The students working in the Canteen are subject to a Practical Placement Agreement. The VET Act requires that students on a Practical Placement receive a payment of at least $5 per day from their employer (in this case the school), which all students receive. The income generated by the Canteen services covers expenses in relation to the Practical Placement Agreement.

Assessment of students is conducted in both the training kitchen and the School Canteen. Assessment is primarily done by observation, the use of checklist and oral questioning, although some written work is required.

The real life workplace environment provided by the Canteen helps students develop tangible skills which can be readily applied to the hospitality sector. The Canteen environment requires students to order stores, implement a system for taking school lunch orders, file orders on time, bank monies, prepare food, and adhere to a Food Safety Plan and clean the kitchen. All these tasks have to be completed to a high standard and to a tight daily time frame. This ensures the development of the generic work skills such as time management, team work, communication, planning and personal presentation skills.

The program has also produced job outcomes for some students with 45% of participants finding work in the hospitality sector at the completion of the program.

Special features
The benefits of the program are not limited to the specific hospitality trade and generic work skills participants develop. Students also benefit from the program in several other ways.

For example, the Canteen program provides excellent cross-cultural competencies as both CALD and non-CALD participants are required to work closely as a team and the menu at the Canteen has been developed to meet the needs of the multi-cultural community.

Students also successfully negotiated various religious and cultural issues in the workplace. For instance, a number of issues related to religious modesty and the wearing of a kitchen uniform were successfully addressed; strategies included wearing a head scarf under the chefs cap, and wearing two aprons over the chefs pants one at the front and one at the back, to provide an appropriate level of modesty. Another cultural-religious issue involved the handling of pork; for some participants, it was not a problem, as long as they were not required to eat it; for others, there was an additional requirement to wear gloves when handling pork; and, a minority could not work at all with recipes requiring pork.

Further, the regular use of the same vocabulary and instructions in the School Canteen by both participants and the Victoria University Trainer enhanced the English language learning of students from CALD backgrounds. This was documented by five of seven participants surveyed that stated that their English and/or literacy skills had improved as a result of the course.

Participants in the program also reported that their hospitality training has impacted on the food they serve to their families outside the program. For example, when the students first began preparing fruit salad for the School Canteen, one student remarked that she had never cut up fruit before; she later reported that she was now serving fruit at home.

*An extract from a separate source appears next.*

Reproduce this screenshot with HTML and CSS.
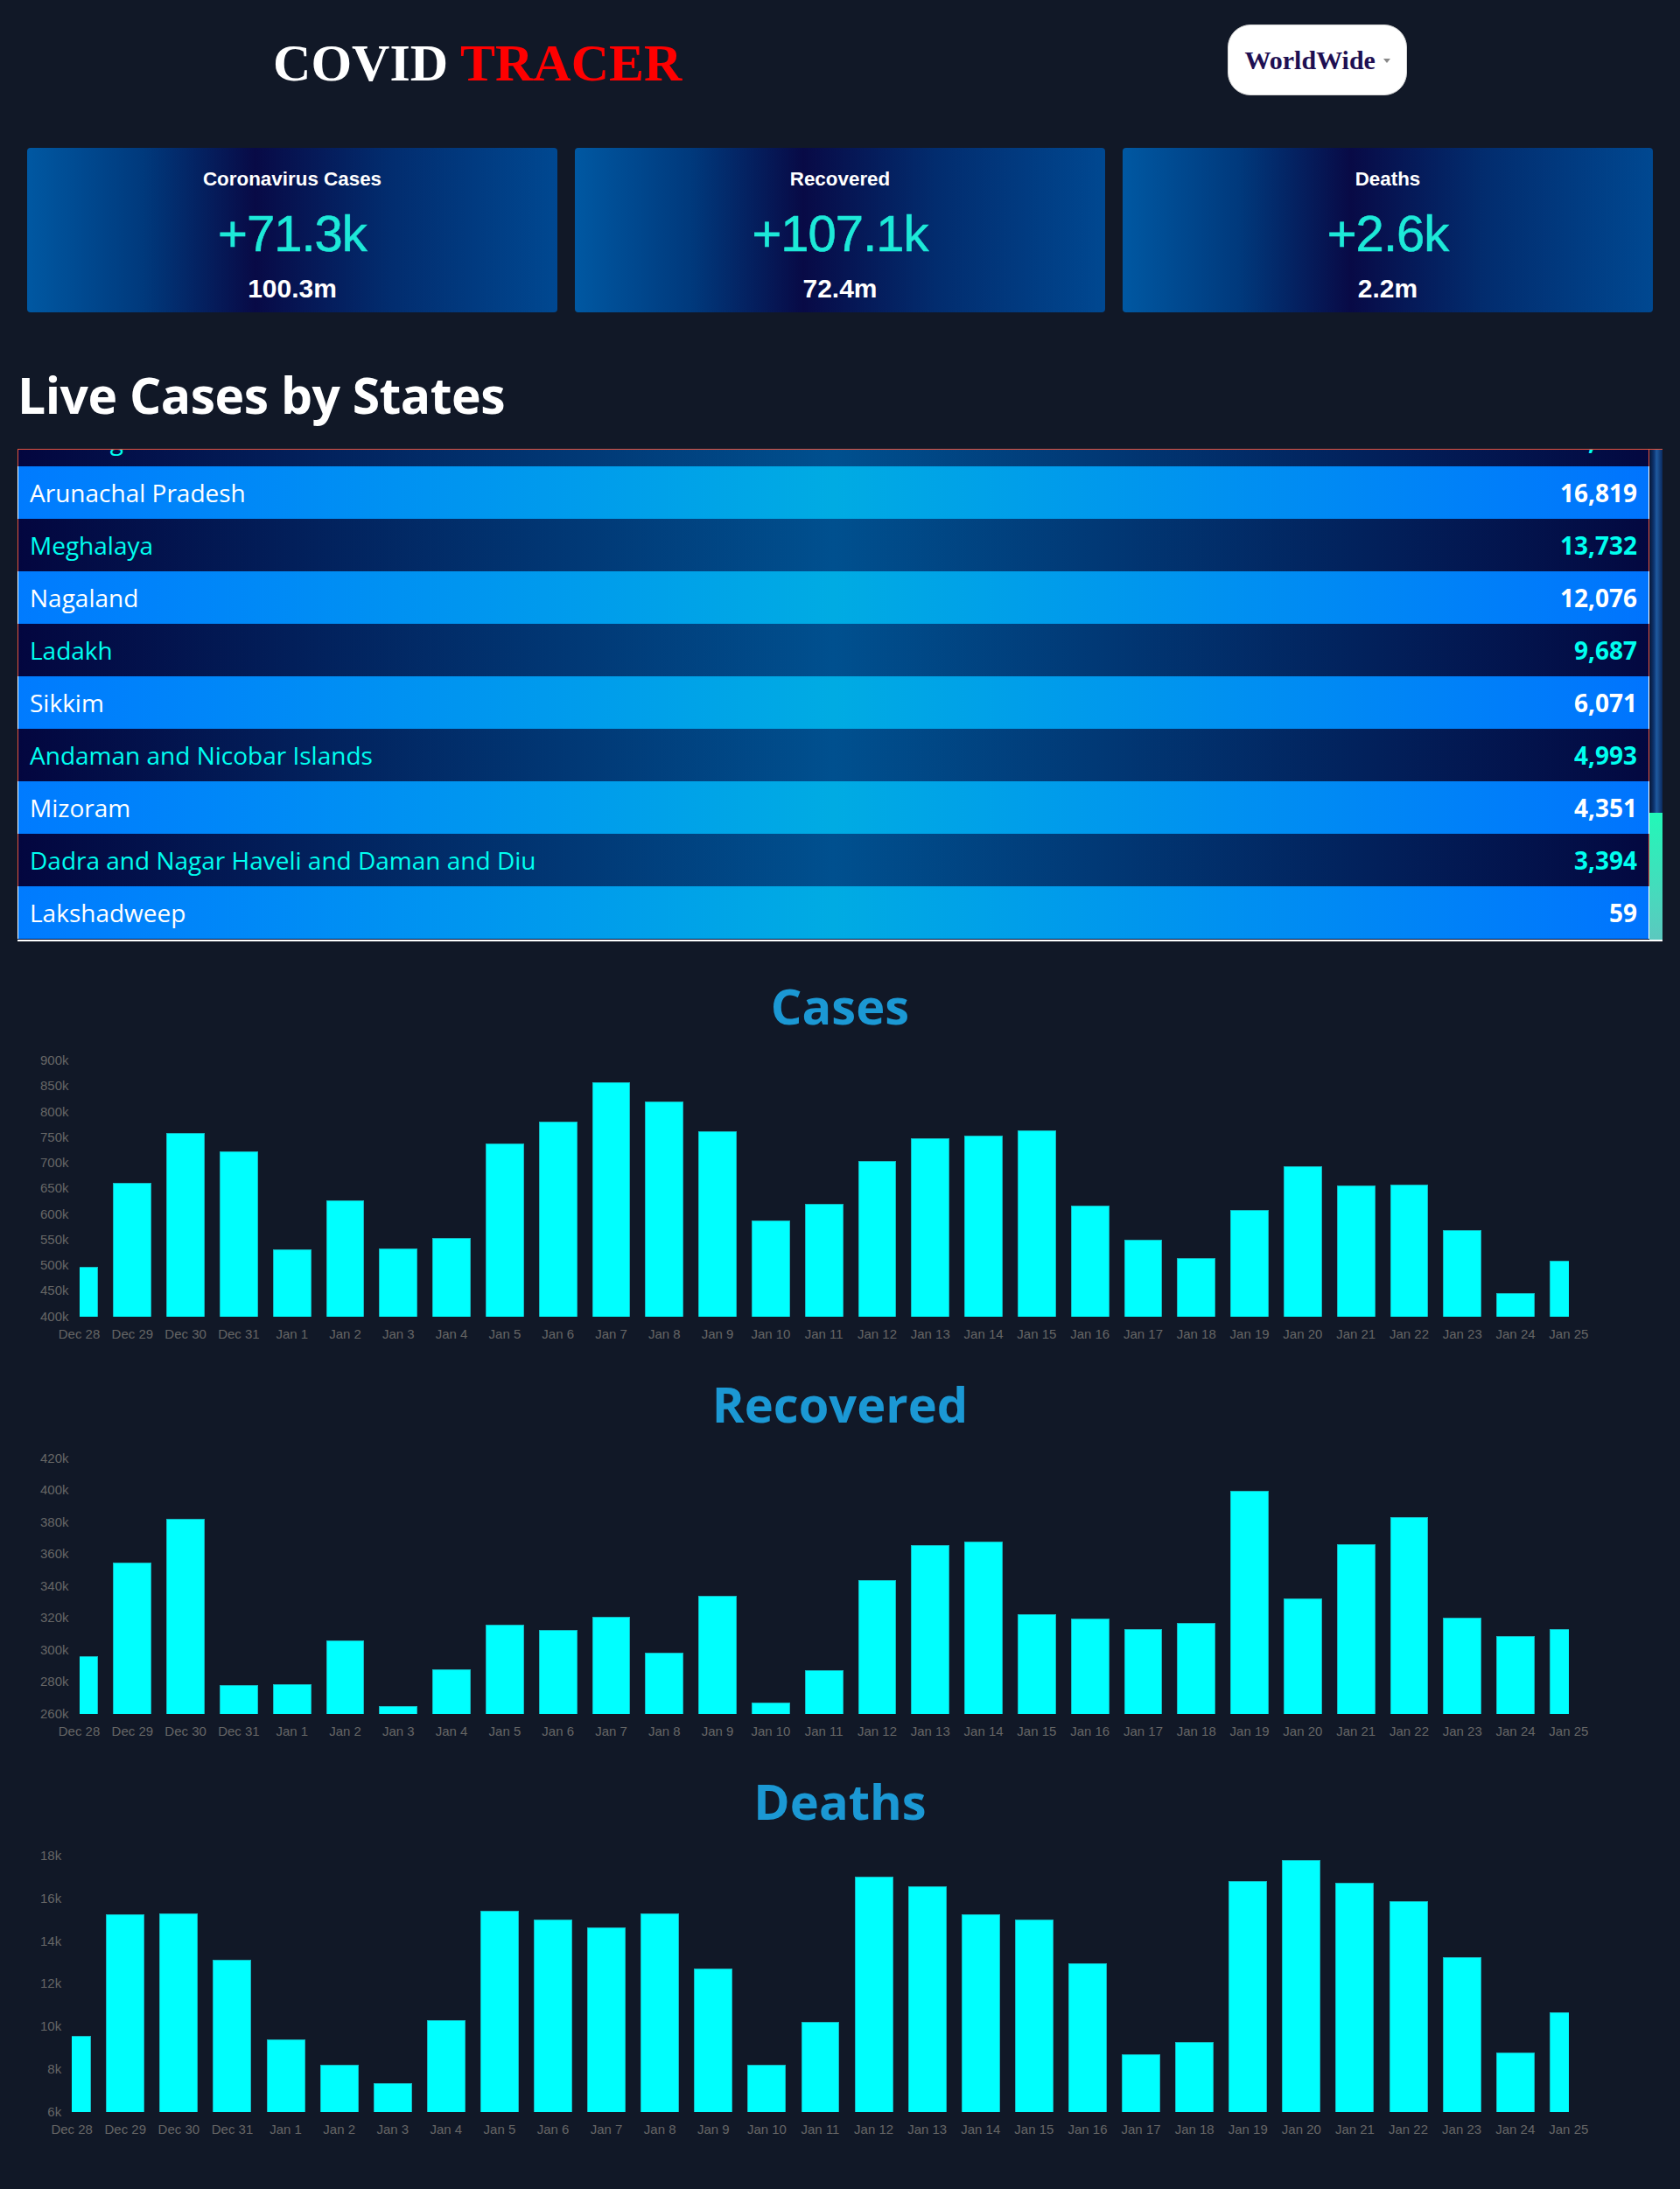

More broadly, the program has provided a practical strategy for addressing childhood obesity in the school community by providing healthy, multi-cultural and affordable lunches for the Primary School students.

Future work
The establishment of the program has required lateral thinking, partnership building, and communication on the part of all the partners. The Canteen Trainer is required to be calm and experienced at handling sometimes challenging behaviour. He or she must also endeavour to adapt the training program to the needs of learners from CALD backgrounds whilst delivering a lunch service on time and on budget. Despite these tests, the program has generally been a success with religious-cultural issues overcome and many students performing at a high level and definitely work ready.

The school community students, parents, the School Council, Principal and teachers have all provided positive feedback in respect of the lunch service, both via formal meetings with the Project Steering Committee and indirectly through the growing patronage of the Canteens services. Both the school and Maribyrnong Council are very keen for the project to continue.